#### Rows
= = =

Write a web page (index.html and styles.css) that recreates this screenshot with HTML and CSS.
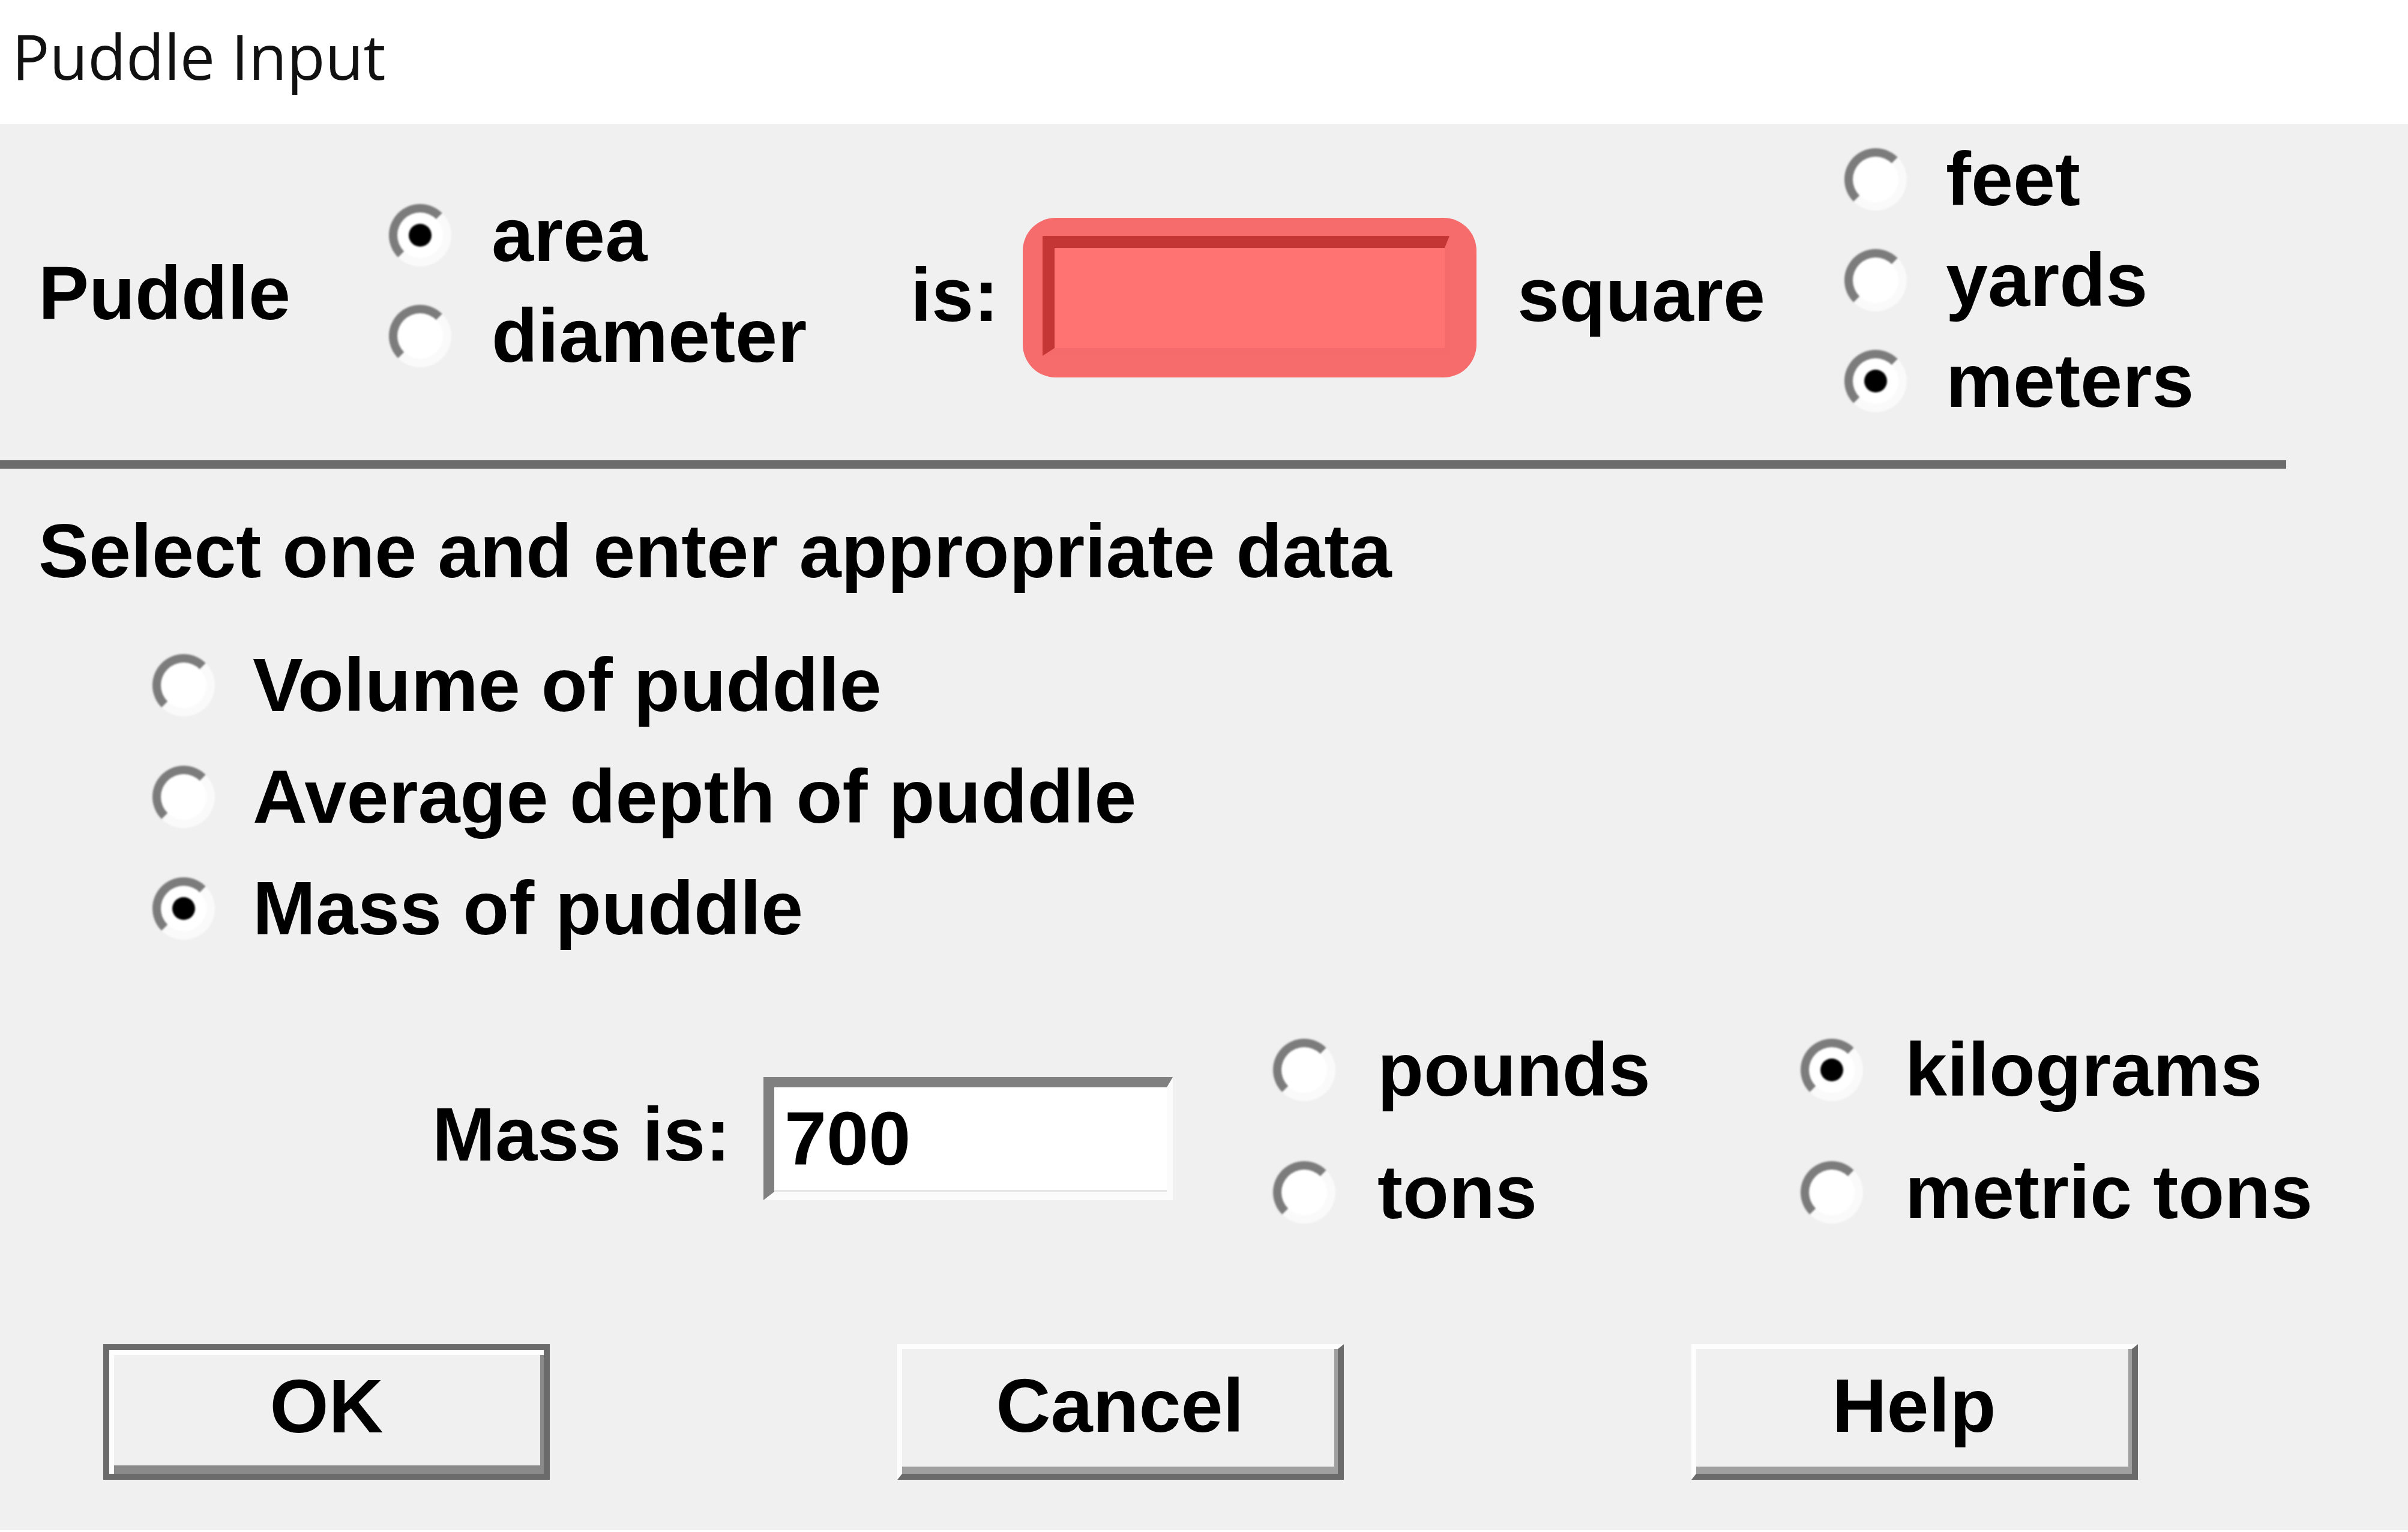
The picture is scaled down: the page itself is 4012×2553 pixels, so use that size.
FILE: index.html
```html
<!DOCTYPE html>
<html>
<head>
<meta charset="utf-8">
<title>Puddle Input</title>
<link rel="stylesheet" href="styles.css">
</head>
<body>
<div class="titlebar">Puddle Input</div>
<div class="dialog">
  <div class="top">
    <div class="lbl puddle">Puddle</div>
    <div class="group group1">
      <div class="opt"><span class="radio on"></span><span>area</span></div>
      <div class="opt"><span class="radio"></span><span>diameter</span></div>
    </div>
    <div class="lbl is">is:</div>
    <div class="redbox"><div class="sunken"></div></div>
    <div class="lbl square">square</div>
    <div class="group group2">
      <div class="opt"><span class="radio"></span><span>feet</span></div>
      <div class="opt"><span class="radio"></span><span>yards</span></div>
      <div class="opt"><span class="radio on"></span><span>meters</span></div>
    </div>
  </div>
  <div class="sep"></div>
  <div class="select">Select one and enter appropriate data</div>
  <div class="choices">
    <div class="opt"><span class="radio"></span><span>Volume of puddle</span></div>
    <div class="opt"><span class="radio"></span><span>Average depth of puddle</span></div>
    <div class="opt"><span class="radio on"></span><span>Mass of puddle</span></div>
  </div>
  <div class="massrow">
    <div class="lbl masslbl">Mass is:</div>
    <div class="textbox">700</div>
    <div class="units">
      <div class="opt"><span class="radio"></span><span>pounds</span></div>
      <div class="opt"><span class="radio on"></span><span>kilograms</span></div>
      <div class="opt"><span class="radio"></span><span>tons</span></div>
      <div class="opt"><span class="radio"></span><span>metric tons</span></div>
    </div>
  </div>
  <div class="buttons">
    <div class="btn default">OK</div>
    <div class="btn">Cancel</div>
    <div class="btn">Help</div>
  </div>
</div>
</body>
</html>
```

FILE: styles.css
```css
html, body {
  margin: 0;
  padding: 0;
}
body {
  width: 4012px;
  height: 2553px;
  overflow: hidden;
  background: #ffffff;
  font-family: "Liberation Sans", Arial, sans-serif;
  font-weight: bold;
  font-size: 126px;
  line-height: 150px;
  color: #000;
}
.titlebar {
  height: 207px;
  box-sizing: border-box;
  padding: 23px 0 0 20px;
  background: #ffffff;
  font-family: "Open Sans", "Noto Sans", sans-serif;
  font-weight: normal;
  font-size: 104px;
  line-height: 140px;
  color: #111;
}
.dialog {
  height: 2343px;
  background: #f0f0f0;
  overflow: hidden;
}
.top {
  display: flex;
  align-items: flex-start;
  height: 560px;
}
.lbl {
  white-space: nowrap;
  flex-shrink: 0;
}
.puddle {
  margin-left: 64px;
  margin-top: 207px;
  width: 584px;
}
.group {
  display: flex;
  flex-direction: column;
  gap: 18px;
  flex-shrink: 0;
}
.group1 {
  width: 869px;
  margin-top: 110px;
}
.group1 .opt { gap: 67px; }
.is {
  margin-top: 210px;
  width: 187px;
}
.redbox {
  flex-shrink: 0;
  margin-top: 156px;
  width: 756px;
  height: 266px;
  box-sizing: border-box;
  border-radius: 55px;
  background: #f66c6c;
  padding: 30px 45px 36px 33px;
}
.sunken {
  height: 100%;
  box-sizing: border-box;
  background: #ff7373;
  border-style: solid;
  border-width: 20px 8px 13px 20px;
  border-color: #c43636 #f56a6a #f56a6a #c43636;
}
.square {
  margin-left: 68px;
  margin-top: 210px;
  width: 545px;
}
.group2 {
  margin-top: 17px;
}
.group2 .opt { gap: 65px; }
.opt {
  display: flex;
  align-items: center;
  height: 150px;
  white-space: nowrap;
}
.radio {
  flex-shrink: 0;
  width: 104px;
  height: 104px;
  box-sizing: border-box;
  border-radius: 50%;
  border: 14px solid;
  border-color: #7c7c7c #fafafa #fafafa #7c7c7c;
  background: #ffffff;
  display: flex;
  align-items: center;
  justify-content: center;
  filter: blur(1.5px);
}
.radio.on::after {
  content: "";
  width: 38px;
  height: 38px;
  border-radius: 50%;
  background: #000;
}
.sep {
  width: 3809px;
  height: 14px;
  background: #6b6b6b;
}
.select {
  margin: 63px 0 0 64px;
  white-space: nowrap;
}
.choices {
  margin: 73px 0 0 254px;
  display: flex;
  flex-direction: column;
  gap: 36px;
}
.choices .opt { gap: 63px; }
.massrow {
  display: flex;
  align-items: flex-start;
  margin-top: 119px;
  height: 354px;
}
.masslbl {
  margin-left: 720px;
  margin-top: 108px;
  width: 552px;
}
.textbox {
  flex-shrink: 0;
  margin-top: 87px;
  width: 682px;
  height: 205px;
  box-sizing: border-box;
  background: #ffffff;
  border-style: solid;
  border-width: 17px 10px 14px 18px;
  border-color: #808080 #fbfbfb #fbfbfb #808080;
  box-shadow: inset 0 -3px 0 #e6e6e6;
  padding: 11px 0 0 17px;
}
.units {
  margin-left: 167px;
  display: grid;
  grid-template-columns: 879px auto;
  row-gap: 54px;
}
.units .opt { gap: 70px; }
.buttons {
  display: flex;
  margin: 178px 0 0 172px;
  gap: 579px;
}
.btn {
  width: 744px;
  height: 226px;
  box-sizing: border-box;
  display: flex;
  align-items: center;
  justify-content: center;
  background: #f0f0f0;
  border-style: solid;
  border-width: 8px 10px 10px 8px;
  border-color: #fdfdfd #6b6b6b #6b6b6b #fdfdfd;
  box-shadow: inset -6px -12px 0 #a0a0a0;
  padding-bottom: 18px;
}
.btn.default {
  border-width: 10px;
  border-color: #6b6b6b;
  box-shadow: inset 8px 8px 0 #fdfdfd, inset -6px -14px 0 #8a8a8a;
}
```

= = =

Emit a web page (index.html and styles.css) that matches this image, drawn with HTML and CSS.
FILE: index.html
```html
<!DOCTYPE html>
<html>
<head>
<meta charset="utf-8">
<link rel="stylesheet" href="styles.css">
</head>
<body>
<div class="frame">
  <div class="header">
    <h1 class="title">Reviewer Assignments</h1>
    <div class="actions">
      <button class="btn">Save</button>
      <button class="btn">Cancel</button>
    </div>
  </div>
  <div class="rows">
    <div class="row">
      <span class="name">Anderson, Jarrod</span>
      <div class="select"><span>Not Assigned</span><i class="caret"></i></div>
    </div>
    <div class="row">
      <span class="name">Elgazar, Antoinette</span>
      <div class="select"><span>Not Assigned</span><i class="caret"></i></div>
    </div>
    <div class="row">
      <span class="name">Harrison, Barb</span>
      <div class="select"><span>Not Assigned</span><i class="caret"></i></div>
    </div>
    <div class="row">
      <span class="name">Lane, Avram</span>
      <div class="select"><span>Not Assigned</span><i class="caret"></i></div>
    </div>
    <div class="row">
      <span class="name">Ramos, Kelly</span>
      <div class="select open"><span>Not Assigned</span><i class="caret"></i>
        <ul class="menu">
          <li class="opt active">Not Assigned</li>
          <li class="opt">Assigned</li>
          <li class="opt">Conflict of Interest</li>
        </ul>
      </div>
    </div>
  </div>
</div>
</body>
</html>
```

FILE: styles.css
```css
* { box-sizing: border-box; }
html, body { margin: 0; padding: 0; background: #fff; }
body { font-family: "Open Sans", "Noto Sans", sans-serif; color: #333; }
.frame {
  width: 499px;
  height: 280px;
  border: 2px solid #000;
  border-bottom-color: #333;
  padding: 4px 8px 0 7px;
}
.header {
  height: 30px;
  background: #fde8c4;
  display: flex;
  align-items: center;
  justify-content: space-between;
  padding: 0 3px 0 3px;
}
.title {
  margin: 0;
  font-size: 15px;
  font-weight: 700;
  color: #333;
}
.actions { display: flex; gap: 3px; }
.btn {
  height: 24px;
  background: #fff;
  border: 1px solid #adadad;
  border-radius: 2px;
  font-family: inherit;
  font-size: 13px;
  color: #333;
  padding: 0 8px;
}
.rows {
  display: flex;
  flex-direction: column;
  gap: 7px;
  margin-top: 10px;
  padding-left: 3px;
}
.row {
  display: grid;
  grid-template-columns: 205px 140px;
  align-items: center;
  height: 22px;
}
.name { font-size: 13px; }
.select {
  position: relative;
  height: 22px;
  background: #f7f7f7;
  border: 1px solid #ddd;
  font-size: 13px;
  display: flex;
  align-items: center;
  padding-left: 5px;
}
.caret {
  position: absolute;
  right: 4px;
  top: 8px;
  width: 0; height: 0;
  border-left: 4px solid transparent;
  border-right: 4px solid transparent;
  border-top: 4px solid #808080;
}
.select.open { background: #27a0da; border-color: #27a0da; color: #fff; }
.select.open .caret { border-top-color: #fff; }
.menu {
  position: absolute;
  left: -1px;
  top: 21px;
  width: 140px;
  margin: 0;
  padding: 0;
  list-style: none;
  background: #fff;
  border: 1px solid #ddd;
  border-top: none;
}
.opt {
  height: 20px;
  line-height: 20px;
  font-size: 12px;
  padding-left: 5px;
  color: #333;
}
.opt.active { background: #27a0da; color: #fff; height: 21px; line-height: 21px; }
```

= = =

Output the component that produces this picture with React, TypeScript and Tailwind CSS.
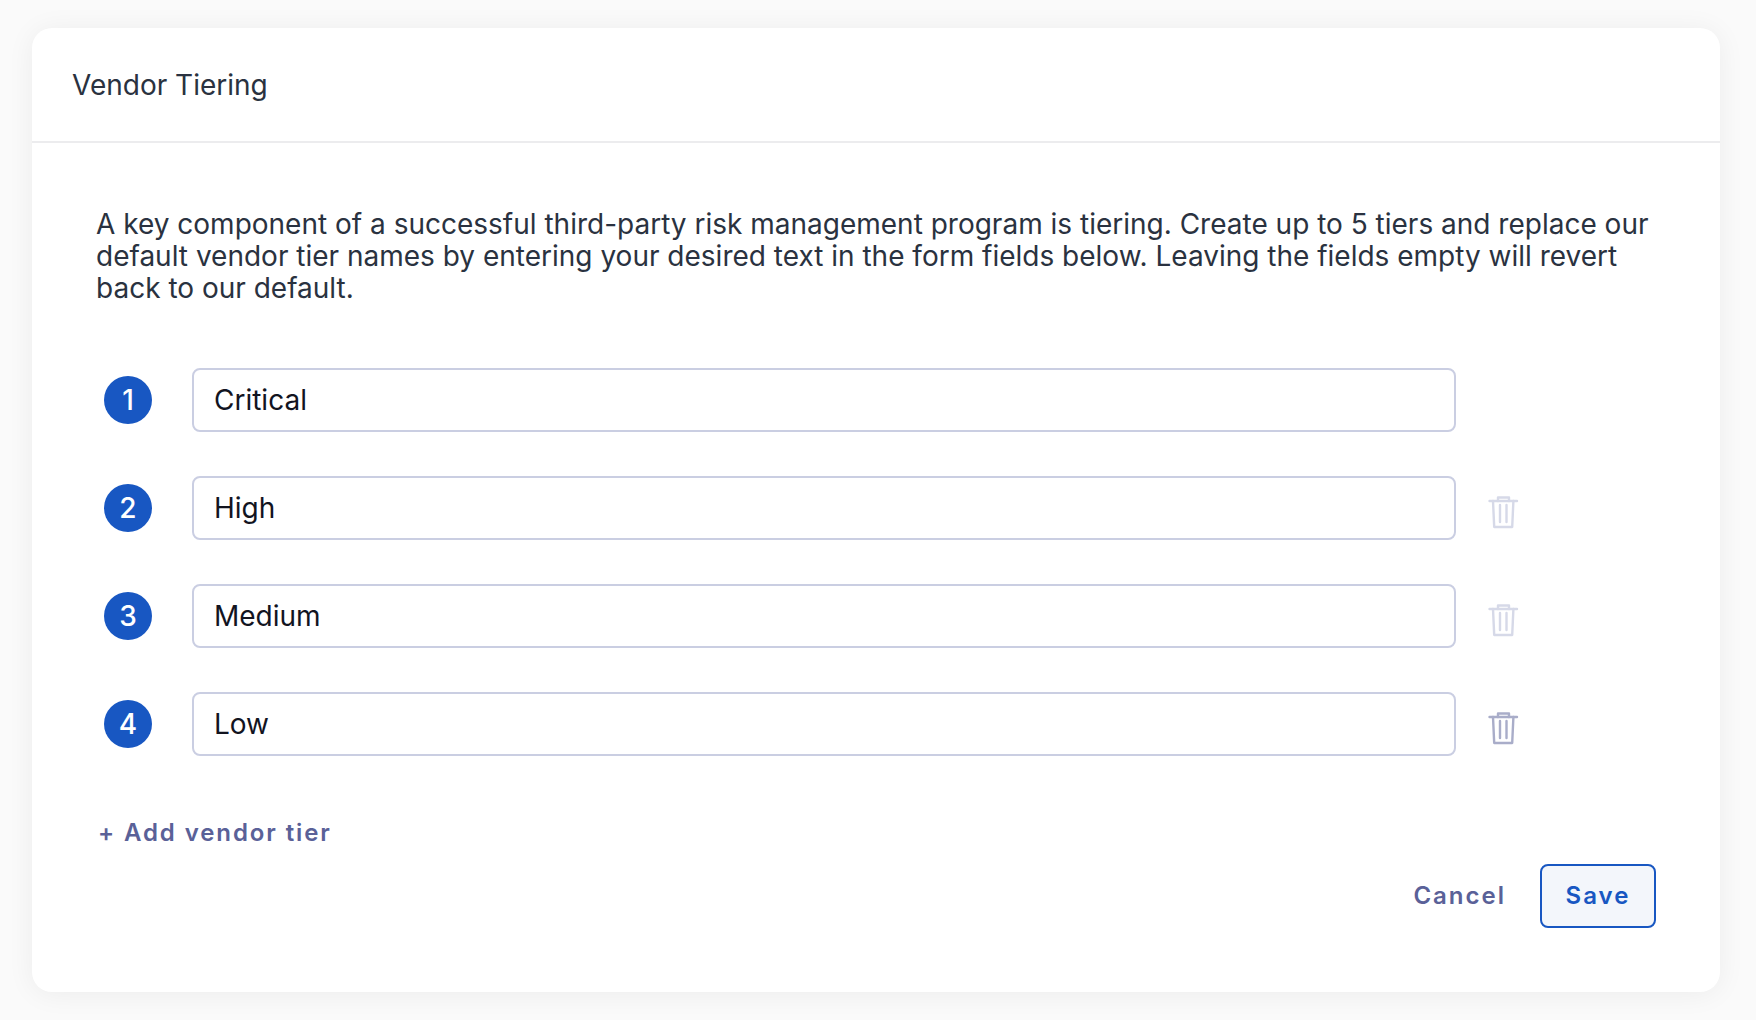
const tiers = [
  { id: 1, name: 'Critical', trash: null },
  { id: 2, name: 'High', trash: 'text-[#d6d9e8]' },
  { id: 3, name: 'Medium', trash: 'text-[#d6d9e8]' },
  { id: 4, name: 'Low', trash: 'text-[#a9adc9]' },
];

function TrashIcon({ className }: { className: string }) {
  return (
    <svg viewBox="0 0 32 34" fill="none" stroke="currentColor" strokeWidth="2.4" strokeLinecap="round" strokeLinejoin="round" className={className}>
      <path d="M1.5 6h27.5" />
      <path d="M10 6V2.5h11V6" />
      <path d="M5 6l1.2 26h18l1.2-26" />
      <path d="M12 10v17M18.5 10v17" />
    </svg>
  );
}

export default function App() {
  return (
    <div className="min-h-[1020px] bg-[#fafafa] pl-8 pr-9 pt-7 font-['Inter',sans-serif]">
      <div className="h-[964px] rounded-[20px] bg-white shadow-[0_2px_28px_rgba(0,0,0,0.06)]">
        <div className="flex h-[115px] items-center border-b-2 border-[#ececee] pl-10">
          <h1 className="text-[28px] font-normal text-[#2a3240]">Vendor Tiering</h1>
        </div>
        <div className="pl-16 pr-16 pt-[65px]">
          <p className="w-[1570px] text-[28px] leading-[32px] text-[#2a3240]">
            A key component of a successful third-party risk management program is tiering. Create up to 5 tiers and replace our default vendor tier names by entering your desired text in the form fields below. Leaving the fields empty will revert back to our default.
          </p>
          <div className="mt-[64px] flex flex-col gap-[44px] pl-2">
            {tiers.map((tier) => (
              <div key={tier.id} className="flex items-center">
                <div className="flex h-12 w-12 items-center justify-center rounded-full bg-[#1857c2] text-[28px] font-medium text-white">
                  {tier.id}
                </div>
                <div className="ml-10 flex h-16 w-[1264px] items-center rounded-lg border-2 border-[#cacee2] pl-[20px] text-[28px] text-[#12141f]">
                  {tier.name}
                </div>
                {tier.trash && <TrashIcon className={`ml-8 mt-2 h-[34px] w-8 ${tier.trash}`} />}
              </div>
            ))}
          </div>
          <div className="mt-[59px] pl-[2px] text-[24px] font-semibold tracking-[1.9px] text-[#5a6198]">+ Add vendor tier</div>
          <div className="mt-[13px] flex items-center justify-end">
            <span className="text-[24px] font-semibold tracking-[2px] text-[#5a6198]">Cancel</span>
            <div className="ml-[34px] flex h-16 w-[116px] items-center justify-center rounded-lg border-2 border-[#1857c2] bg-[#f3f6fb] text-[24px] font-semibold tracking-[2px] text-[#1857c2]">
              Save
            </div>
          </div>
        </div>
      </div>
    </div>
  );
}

= = =

#### What this task involves
Determine how many lines of the material include the string "picture". Output only that count.

#### Solution for this exercise
2